People v. Jones

Decision Date11 July 1968
Docket NumberCr. 6855
Citation70 Cal.Rptr. 13,263 Cal.App.2d 818
CourtCalifornia Court of Appeals Court of Appeals
PartiesPEOPLE of the State of California, Plaintiff and Respondent, v. Frederick Richard JONES, Defendant and Appellant.

Steven Kipperman, San Francisco, for appellant (under appointment of the Court of Appeal).

Thomas C. Lynch, Atty. Gen. of the State of California, Edward P. O'Brien, Gloria F. DeHart, Deputy Attys. Gen., San Francisco, for respondent.

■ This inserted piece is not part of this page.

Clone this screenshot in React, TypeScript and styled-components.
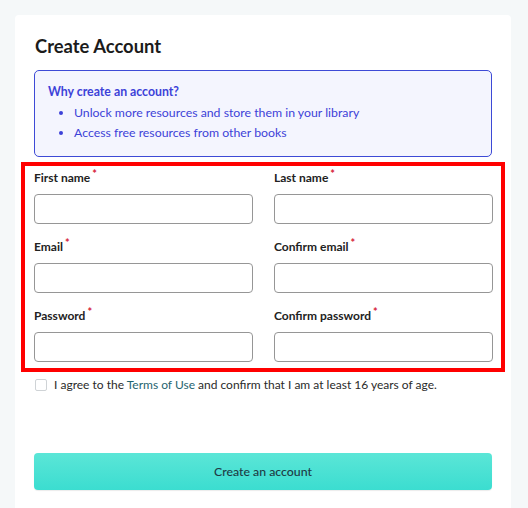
import * as React from "react"
import styled, { createGlobalStyle } from "styled-components"

const GlobalStyle = createGlobalStyle`
  html, body {
    margin: 0;
    padding: 0;
    background: #f5f8f9;
    font-family: "Lato", "Liberation Sans", sans-serif;
    color: #222;
  }
  * { box-sizing: border-box; }
`

const Page = styled.div`
  padding: 15px 17px 0 15px;
  height: 508px;
  overflow: hidden;
`

const Card = styled.div`
  background: #fff;
  border-radius: 4px;
  padding: 19px 19px 40px;
  min-height: 520px;
`

const Title = styled.h1`
  margin: 0 0 12px 1px;
  font-size: 18.4px;
  line-height: 24px;
  font-weight: 700;
  color: #1b1b1b;
`

const InfoBox = styled.div`
  border: 1px solid #3d4ad6;
  border-radius: 5px;
  background: #f4f5fe;
  color: #3d42d8;
  padding: 12px 13px 13px;
  font-size: 12.3px;
`

const InfoTitle = styled.div`
  font-weight: 700;
  line-height: 18px;
  margin-bottom: 2px;
`

const InfoList = styled.ul`
  margin: 0;
  padding: 0 0 0 26px;
  li {
    line-height: 20px;
  }
`

const Fields = styled.div`
  margin: 5px -13px 0;
  border: 4px solid #ff0000;
  padding: 3px 9px 6px;
  display: grid;
  grid-template-columns: 1fr 1fr;
  column-gap: 21px;
  row-gap: 14px;
`

const Field = styled.label`
  display: flex;
  flex-direction: column;
`

const Label = styled.span`
  font-size: 12px;
  font-weight: 700;
  line-height: 18px;
  color: #222;
  margin-bottom: 7px;
  sup {
    color: #d6213a;
    font-size: 11px;
    margin-left: 2px;
    vertical-align: 4px;
    line-height: 0;
  }
`

const Input = styled.input`
  height: 30px;
  border: 1px solid #969696;
  border-radius: 4px;
  background: #fff;
  padding: 0 8px;
  font: inherit;
`

const Agree = styled.label`
  display: flex;
  align-items: center;
  gap: 7px;
  margin-top: 4px;
  font-size: 12px;
  line-height: 18px;
  color: #2a2a2a;
  a {
    color: #1f6470;
    text-decoration: none;
  }
`

const Box = styled.span`
  width: 12px;
  height: 12px;
  flex: none;
  border: 1px solid #cfd3d6;
  border-radius: 2px;
  background: #fff;
  margin-left: 1px;
`

const Submit = styled.button`
  display: block;
  width: 100%;
  height: 37px;
  margin-top: 59px;
  border: none;
  border-radius: 4px;
  background: linear-gradient(#5be6d7, #3bddd0);
  color: #1e3a44;
  font-family: inherit;
  font-size: 12.3px;
  font-weight: 500;
  box-shadow: 0 1px 1px rgba(0, 0, 0, 0.08);
`

const fields = [
  "First name",
  "Last name",
  "Email",
  "Confirm email",
  "Password",
  "Confirm password",
]

export default function App() {
  return (
    <Page>
      <GlobalStyle />
      <Card>
        <Title>Create Account</Title>
        <InfoBox>
          <InfoTitle>Why create an account?</InfoTitle>
          <InfoList>
            <li>Unlock more resources and store them in your library</li>
            <li>Access free resources from other books</li>
          </InfoList>
        </InfoBox>
        <Fields>
          {fields.map((f) => (
            <Field key={f}>
              <Label>
                {f}
                <sup>*</sup>
              </Label>
              <Input type={f.toLowerCase().includes("password") ? "password" : "text"} />
            </Field>
          ))}
        </Fields>
        <Agree>
          <Box />
          <span>
            I agree to the <a href="#">Terms of Use</a> and confirm that I am at least 16 years of age.
          </span>
        </Agree>
        <Submit>Create an account</Submit>
      </Card>
    </Page>
  )
}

ELKINGTON, Associate Justice.

Appellant, Frederick Richard Jones, appeals from orders revoking probation entered in two separate criminal proceedings (Marin County Superior Court Nos. 2297 and 2428) in which state prison sentences had been imposed, execution thereof suspended, and probation granted. In case No. 2297, Jones was convicted of automobile theft (Veh.Code, § 10851). In case No. 2428 he was convicted of assault (Pen.Code, §§ 240, 241) upon a peace officer (a jail guard) while serving six months in the Marin County jail as a condition of the probation granted in case No. 2297.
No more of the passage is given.